Even after the debate fiasco, Biden is still the best the Democrats have got

CNN Debate - Donald Trump/Joe Biden
CNN Debate - Donald Trump/Joe Biden

Joe Biden’s disastrous debate performance will make little difference to how Americans see him. Even before his prime-time unravelling in Atlanta, more than 70 per cent of Americans had seen enough and didn’t want Biden to run again. His manifest unfitness for office does, however, allow the Democrats, their funders and their media chorus to discuss publicly what they’ve long known privately.

Say it isn’t Joe, then who will be the nominee in November? The Democratic National Committee has no good choices. Their names are Kamala Harris and Gavin Newsom. Both of them smirked and praised Biden in the customary late-Roman style on Thursday night. Meanwhile, channels like CNN and MSNBC sharpened the daggers, explained why Biden should hang up his toga and fitted Newsom, the governor of California, for his coronation at the Democratic convention in Chicago in August.

Don’t believe it. If America were a monarchy, the White House would have announced a regency on Friday morning. But a President is harder to displace, even when he’s blatantly incapable like Joe Biden. There are three paths to sending Biden into the retirement he should have taken in 2016. None of them is straight. Each is blocked. And Kamala Harris awaits at the end of all three.

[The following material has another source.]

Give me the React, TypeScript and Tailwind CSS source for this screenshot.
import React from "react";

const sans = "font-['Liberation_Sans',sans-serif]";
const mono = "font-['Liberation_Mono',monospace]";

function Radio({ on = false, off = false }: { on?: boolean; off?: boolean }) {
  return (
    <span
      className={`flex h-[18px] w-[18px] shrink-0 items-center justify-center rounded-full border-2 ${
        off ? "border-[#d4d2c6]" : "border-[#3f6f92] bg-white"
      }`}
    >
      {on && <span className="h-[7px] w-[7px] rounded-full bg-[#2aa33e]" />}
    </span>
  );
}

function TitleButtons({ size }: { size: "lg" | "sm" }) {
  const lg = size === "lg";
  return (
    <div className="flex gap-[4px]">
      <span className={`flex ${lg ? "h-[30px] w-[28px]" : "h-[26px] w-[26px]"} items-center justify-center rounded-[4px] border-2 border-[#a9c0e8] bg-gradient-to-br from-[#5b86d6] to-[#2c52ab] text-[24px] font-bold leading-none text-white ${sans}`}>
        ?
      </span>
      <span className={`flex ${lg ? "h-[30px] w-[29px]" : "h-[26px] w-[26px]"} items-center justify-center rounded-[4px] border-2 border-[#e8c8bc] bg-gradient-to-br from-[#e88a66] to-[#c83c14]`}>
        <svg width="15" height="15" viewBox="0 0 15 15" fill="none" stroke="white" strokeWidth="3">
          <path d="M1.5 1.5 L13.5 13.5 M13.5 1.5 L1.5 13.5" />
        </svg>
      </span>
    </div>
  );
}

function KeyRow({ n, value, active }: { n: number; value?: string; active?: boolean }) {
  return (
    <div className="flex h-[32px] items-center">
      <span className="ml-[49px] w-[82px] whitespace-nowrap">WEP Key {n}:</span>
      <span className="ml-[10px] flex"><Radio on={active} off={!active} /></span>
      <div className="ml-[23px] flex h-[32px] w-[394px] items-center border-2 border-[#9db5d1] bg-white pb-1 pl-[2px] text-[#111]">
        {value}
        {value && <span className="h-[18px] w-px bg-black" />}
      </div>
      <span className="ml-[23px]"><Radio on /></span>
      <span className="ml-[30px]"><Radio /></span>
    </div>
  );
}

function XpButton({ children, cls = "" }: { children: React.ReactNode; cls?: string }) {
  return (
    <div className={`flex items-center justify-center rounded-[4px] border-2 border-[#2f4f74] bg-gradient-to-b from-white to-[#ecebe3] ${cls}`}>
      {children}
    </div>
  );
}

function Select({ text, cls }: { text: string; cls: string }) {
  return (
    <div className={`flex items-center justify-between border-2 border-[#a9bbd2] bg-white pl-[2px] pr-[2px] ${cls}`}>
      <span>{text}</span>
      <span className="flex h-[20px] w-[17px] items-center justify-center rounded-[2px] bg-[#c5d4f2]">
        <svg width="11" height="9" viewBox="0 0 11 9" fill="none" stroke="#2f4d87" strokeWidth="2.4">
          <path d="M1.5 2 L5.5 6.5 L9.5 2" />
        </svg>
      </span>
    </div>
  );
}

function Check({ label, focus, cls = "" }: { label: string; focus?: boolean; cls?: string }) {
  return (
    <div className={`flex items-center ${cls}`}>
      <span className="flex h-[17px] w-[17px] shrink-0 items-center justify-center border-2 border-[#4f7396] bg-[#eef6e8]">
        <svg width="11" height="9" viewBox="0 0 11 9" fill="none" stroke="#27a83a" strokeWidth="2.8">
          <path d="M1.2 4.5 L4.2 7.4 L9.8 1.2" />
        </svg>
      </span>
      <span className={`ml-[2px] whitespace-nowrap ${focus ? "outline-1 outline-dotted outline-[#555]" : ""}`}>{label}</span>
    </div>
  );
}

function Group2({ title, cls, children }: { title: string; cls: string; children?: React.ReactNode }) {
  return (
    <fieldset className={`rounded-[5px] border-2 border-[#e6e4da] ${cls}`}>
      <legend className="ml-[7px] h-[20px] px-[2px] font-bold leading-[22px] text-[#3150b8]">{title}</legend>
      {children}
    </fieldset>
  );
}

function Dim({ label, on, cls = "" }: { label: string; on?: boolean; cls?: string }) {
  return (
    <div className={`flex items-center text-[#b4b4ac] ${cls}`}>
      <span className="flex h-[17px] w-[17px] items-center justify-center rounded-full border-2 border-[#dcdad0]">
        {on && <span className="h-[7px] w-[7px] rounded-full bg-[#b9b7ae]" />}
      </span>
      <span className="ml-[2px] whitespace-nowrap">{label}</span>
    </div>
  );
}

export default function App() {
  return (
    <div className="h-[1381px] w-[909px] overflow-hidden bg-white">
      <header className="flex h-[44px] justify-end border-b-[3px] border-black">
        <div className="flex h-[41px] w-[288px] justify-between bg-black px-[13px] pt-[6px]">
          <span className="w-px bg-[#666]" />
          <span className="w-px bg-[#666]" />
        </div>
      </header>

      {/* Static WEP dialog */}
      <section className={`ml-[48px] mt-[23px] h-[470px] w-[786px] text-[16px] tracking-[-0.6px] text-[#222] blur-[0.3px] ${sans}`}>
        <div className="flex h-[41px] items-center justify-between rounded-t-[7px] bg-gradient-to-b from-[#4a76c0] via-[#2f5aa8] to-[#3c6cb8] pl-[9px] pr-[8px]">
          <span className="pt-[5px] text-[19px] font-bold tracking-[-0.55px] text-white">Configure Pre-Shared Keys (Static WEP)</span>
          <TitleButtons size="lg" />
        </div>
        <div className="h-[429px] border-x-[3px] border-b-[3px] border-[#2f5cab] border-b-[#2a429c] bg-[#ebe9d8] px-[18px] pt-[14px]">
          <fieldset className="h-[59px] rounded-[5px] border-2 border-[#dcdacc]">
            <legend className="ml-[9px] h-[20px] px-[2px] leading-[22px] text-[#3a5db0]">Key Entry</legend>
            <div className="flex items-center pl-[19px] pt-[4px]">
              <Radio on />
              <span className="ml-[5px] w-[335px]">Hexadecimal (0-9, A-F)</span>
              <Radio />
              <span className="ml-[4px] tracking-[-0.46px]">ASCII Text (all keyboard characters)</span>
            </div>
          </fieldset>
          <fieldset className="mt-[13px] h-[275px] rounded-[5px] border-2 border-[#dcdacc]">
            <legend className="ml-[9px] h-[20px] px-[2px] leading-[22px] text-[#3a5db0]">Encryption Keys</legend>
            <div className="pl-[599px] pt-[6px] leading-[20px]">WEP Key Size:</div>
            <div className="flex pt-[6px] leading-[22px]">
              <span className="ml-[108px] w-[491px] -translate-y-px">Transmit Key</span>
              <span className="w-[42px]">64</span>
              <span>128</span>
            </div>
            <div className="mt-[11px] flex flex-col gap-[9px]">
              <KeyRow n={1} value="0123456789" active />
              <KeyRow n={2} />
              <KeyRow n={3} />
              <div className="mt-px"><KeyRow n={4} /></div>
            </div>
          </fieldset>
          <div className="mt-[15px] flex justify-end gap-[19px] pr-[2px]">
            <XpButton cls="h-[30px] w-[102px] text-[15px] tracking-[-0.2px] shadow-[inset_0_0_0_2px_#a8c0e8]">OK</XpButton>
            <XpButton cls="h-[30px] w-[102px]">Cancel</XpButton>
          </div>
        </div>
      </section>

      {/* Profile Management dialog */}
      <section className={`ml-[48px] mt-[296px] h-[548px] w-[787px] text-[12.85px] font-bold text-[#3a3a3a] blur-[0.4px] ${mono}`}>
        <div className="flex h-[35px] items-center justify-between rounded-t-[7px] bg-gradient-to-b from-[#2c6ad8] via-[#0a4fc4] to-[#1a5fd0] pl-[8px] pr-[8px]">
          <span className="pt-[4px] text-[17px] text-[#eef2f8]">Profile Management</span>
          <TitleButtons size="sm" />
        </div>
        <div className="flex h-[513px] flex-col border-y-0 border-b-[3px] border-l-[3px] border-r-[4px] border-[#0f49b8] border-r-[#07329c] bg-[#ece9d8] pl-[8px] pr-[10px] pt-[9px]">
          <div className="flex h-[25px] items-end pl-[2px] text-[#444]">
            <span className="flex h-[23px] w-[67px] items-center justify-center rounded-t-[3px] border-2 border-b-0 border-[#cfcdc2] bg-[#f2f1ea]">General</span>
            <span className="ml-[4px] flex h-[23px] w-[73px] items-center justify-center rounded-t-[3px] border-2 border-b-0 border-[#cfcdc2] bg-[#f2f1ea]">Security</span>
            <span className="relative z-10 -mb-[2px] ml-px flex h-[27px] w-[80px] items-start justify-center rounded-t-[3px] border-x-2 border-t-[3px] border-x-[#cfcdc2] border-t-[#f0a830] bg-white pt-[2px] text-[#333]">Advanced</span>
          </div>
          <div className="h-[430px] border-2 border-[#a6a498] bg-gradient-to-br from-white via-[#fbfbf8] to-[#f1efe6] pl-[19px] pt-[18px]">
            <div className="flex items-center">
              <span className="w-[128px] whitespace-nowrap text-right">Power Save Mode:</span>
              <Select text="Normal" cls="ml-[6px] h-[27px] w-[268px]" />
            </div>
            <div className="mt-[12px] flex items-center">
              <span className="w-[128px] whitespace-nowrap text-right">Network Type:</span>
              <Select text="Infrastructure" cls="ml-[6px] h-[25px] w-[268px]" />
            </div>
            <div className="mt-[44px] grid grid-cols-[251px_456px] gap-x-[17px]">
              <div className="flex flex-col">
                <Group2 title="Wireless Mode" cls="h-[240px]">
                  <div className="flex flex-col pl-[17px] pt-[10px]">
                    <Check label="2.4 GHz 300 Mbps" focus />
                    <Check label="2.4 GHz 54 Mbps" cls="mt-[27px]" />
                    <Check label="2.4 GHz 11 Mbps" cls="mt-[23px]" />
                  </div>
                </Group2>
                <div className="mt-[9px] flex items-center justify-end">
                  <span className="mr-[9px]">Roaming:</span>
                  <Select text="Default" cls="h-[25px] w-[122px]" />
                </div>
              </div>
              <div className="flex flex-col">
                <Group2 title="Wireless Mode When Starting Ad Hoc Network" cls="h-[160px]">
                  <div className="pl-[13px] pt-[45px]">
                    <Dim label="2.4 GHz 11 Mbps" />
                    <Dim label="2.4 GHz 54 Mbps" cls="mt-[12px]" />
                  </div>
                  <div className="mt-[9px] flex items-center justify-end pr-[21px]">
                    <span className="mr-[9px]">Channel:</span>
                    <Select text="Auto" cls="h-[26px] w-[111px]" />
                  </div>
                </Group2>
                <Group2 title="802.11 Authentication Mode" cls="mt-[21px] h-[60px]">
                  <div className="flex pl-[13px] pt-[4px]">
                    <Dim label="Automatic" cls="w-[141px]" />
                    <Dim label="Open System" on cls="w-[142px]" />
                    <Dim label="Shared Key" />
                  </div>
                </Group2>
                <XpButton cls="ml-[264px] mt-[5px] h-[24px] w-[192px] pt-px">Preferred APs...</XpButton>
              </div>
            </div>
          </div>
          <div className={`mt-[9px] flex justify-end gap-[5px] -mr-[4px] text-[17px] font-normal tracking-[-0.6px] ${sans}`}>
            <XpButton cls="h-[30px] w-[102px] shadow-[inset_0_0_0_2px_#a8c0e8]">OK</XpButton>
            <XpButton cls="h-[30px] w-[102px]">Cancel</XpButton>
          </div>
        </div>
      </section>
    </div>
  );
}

Option One is for the Congress to impeach Biden. This is not going to happen. The Republican-controlled House might prefer to leave Biden dangling than to let the Democrats off the hook. The Democratic-controlled Senate is hardly likely to admit its role as an accessory in misleading the American public about Biden’s fitness for office.

Option Two is for Congress to invoke the Twenty-Fifth Amendment. Unfortunately, the Twenty-Fifth, which was added after the assassination of President Kennedy, specifies that in case of presidential “death, removal, resignation or incapacity”, the Vice President takes over. Republicans will relish a Trump vs. Harris race. For similar reasons, the party managers in the Democratic National Committee and major Democratic donors will dread it.

That leaves Option Three: begging the President to resign, then pushing through a new nominee in Chicago in August. Nothing suggests that Biden will consent to being fired. He says he “did well” on Thursday night, and Jill Biden reckons he did “such a great job”. And the First Lady isn’t gaga to think Joe can still win. He won in 2020 without campaigning. Donald Trump is now a “convicted felon”, and his lead in the swing states often polls within the margin of error. The media will fall in line.

If Biden resigns, Harris goes to Chicago as the first female and woman of colour President. Would the Democrats risk their first contested Convention as incumbents since Ted Kennedy’s run against Jimmy Carter in 1980? It would be a circus of racial resentment and class war. How would already wavering African American voters respond to a palace coup that installs a white male like Newsom?

Another alternative, Michigan’s governor Gretchen Whitmer, might swing her state back into the Democratic column, but again, the racial optics would be terrible. The Democratic coalition runs on the combustible fuel of identity politics. The DNC and the donors might prefer four years out of office to blowing up the party.

A President Harris would have the Democratic machine, the Justice Department and a begrudging media on her side. She would be the only obstacle to a second Trump term in an election that the Democrats frame as “democracy versus autocracy”.

Dire as her poll numbers now are, Harris might also appeal to a demographic that helped to assure Trump’s defeat in 2020, suburban white women. If the girl boss slays the handsy white ogre, Americans can escape the Grumpy Old Men reboot they’re currently trapped in.

It sounds like a fairy tale, but it’s really a nightmare. Kamala Harris is not a natural politician. Worse, she fails to play the part of one. Like Trump and Biden, her eminence is a symptom and a cause of America’s crisis of legitimacy. Unlike them, she has no record of achievement. The Harris presidency would be short, but it would still be catastrophic, and in unpredictable ways.

The Democrats may prefer to stick with the slow-motion disaster of the Biden presidency.